**Given exercise:** Your output must consist solely of the lines from the "Emit a component" line through the "h-[11px] bg-[#eeeeee] border" line, exactly as written, without images.
# # # #
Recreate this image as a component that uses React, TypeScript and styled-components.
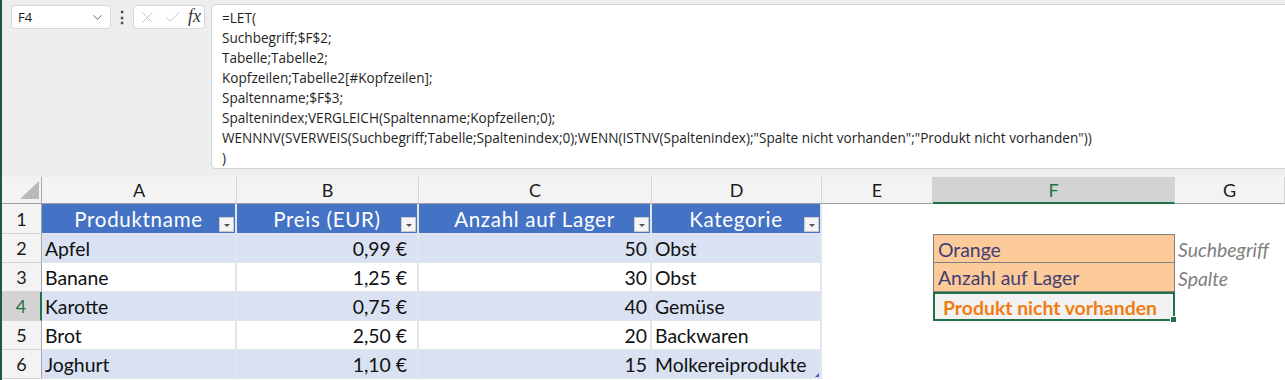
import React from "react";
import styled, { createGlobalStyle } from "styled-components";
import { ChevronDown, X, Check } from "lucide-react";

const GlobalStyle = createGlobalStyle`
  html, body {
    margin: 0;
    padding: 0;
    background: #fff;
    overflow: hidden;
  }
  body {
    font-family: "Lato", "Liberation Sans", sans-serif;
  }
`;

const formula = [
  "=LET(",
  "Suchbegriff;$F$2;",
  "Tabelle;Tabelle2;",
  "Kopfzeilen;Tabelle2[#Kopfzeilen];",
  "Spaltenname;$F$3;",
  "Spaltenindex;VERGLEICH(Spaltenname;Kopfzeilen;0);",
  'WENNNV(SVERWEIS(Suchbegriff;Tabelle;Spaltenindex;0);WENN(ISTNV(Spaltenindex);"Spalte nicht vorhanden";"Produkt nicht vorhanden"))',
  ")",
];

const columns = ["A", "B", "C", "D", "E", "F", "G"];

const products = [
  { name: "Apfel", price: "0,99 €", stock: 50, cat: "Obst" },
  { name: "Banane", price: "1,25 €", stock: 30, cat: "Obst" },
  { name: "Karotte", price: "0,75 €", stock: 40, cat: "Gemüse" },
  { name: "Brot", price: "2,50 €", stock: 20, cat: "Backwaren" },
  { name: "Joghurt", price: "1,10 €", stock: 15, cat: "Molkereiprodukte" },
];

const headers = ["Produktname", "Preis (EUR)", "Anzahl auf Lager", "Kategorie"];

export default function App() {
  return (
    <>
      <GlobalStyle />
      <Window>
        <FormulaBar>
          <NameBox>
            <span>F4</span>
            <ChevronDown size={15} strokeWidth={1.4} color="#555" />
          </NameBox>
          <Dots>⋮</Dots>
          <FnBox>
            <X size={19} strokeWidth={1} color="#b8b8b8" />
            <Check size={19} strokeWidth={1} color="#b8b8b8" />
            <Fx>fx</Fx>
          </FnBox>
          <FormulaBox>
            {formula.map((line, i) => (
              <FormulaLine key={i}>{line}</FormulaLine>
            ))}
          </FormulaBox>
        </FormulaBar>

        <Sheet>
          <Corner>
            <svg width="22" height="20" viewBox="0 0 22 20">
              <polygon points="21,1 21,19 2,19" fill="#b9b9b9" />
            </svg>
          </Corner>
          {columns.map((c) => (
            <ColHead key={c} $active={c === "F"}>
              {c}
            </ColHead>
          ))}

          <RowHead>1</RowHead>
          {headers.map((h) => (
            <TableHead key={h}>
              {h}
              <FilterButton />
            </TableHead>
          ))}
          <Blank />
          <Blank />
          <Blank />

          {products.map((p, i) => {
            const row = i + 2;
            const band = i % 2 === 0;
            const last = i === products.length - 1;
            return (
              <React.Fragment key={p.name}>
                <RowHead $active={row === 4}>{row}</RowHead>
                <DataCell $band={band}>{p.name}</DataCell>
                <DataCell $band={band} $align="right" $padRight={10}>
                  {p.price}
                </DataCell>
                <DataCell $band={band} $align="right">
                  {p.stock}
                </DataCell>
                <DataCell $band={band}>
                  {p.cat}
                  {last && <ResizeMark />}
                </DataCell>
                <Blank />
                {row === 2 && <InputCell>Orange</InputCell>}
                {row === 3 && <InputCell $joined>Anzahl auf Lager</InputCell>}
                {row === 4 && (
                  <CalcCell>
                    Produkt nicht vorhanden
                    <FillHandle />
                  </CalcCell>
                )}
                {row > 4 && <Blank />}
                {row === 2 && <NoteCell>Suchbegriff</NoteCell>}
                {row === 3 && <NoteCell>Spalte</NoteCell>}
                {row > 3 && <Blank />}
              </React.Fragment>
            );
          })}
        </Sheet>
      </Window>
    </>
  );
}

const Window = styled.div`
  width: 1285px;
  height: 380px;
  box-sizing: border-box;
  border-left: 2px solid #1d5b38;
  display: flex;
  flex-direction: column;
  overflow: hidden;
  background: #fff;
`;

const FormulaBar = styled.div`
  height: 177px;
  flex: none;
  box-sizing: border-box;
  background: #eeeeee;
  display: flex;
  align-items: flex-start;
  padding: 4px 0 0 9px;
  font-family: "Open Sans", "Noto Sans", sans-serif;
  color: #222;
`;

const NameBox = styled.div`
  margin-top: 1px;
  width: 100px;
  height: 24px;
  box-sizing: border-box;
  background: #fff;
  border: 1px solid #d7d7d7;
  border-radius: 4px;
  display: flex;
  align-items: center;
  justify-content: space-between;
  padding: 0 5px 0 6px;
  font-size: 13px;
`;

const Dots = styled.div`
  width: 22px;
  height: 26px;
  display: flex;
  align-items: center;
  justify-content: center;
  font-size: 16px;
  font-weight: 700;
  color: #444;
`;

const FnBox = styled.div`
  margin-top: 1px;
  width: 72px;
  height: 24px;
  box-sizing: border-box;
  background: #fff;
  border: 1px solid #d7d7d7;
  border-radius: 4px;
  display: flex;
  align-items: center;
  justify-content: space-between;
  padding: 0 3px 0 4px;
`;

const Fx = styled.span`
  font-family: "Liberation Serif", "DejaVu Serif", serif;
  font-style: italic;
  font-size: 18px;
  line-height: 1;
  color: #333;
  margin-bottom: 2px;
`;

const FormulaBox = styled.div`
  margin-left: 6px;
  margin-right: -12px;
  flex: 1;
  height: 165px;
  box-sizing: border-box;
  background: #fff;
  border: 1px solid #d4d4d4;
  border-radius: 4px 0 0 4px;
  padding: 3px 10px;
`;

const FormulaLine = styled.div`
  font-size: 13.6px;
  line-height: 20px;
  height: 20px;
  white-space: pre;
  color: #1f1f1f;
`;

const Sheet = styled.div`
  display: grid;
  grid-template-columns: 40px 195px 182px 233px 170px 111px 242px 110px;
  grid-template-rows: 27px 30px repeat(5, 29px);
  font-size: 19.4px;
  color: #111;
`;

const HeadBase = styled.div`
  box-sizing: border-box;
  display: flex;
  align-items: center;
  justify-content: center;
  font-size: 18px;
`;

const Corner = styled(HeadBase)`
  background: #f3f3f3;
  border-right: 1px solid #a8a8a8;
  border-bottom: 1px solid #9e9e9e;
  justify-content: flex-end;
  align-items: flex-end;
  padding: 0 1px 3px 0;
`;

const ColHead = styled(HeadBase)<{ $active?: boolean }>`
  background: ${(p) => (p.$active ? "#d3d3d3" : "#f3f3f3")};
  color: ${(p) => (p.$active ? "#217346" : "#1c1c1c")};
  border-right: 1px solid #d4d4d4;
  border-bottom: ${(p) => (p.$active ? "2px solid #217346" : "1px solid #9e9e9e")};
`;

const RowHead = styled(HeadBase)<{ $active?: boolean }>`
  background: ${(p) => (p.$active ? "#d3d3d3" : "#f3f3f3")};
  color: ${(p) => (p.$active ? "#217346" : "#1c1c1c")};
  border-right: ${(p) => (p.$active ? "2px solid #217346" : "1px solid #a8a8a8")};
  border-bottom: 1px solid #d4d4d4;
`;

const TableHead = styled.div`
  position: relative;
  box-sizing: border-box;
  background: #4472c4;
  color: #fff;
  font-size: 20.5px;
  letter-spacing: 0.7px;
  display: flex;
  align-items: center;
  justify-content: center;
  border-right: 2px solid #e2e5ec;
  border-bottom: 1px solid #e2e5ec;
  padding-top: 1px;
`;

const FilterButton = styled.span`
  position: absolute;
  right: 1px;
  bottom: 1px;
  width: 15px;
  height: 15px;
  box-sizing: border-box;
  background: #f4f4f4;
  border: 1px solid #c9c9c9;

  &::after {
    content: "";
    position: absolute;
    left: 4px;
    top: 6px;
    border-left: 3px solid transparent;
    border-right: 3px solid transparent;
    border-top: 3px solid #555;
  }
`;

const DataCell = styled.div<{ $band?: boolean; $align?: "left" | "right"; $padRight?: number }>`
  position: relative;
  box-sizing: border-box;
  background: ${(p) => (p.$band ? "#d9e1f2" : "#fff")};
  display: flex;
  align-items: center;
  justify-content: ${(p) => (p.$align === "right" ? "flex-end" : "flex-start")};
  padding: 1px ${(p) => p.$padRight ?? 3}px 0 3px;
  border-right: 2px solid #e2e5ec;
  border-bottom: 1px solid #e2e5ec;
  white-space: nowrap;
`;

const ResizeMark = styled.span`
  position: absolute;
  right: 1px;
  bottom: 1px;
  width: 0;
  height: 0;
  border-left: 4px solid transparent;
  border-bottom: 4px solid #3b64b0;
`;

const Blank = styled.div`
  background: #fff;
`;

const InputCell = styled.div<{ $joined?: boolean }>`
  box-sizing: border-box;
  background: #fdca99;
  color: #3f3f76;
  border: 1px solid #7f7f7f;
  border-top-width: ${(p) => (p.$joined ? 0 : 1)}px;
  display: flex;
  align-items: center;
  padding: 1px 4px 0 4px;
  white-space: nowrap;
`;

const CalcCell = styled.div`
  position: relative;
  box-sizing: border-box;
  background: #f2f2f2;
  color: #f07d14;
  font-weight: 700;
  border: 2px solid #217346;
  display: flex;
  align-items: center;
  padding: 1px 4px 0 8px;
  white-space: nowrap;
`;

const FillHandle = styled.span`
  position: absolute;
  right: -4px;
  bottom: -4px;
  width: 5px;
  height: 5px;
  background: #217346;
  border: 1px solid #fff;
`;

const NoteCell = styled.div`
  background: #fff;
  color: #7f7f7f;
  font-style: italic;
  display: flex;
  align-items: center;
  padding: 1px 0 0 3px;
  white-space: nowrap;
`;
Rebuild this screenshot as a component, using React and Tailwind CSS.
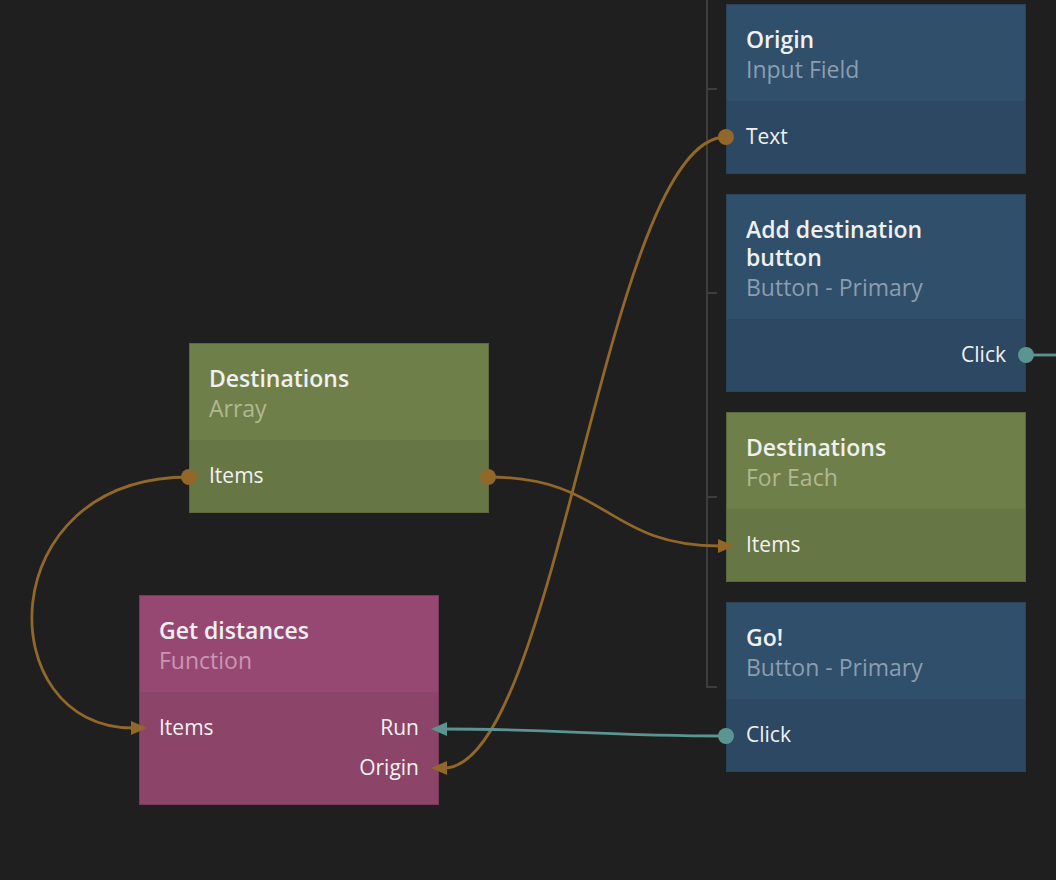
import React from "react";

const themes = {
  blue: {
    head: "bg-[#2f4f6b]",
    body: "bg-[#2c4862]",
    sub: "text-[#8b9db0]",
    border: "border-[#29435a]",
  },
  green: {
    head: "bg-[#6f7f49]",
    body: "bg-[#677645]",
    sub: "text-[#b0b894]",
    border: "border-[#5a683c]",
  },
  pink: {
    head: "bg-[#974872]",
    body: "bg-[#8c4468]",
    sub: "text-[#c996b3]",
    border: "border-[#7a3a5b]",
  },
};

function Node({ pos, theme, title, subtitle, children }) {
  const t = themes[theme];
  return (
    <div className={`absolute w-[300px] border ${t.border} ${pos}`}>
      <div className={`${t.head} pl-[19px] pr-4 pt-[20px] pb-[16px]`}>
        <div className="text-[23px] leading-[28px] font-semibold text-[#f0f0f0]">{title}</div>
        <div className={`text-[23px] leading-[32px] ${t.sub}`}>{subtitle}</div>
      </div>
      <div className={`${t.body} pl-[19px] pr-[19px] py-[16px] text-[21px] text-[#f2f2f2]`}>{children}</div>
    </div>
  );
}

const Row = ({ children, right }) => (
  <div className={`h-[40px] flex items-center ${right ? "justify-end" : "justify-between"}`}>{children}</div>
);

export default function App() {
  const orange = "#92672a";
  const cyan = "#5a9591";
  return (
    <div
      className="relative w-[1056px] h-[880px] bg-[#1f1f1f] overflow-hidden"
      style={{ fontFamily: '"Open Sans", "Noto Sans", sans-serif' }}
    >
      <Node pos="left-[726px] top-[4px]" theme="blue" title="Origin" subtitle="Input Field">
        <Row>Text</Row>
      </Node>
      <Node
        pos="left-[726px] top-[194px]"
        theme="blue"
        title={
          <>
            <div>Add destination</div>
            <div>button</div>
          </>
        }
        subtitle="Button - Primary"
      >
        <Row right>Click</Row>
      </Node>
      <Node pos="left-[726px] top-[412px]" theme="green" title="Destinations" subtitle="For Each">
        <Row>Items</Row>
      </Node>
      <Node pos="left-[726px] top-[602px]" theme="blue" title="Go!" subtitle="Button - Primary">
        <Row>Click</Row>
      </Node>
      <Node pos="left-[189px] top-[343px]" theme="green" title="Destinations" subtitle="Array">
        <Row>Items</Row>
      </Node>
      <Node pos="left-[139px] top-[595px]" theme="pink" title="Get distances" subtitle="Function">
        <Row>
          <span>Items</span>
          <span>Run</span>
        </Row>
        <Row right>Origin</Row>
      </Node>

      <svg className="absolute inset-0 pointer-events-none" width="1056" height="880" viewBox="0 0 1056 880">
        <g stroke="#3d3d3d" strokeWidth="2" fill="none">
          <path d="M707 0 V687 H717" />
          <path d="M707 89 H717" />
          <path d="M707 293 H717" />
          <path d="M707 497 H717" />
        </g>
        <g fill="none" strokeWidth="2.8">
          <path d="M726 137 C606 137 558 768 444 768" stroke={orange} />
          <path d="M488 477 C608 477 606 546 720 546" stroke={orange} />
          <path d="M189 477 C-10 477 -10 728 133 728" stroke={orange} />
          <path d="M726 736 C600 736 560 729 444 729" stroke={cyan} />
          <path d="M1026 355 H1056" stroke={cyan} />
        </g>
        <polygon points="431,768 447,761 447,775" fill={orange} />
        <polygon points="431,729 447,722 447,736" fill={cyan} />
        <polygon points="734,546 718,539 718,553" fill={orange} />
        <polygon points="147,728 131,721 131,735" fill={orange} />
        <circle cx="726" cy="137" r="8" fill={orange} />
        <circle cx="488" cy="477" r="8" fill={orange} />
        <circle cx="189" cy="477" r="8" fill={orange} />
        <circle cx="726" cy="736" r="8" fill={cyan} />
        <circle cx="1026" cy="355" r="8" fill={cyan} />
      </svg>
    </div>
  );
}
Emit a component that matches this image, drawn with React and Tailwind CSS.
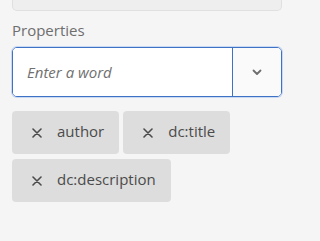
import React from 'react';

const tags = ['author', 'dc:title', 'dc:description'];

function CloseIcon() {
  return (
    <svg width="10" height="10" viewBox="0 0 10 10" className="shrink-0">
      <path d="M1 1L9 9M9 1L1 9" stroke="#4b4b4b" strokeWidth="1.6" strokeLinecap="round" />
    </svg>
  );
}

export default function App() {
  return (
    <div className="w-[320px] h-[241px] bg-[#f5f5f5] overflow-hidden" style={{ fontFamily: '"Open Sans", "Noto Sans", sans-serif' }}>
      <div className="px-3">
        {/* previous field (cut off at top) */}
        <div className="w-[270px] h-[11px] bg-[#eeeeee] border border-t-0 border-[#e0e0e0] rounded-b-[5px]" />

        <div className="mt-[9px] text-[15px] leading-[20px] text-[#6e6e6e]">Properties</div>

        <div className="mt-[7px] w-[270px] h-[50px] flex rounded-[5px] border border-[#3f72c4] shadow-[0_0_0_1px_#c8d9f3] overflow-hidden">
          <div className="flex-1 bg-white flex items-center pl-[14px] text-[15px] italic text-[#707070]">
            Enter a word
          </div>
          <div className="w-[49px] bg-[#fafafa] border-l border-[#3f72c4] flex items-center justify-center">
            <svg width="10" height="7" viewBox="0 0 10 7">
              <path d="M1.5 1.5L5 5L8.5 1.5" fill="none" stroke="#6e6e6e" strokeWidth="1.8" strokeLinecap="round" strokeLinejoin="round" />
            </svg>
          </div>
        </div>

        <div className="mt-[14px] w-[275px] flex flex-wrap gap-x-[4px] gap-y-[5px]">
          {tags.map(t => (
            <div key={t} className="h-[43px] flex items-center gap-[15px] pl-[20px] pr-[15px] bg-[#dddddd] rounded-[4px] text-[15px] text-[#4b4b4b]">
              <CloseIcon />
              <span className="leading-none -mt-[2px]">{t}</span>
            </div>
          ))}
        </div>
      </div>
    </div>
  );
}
# # # #
**The completed task:**
Emit a component that matches this image, drawn with React and Tailwind CSS.
import React from 'react';

const tags = ['author', 'dc:title', 'dc:description'];

function CloseIcon() {
  return (
    <svg width="10" height="10" viewBox="0 0 10 10" className="shrink-0">
      <path d="M1 1L9 9M9 1L1 9" stroke="#4b4b4b" strokeWidth="1.6" strokeLinecap="round" />
    </svg>
  );
}

export default function App() {
  return (
    <div className="w-[320px] h-[241px] bg-[#f5f5f5] overflow-hidden" style={{ fontFamily: '"Open Sans", "Noto Sans", sans-serif' }}>
      <div className="px-3">
        {/* previous field (cut off at top) */}
        <div className="w-[270px] h-[11px] bg-[#eeeeee] border border-t-0 border-[#e0e0e0] rounded-b-[5px]" />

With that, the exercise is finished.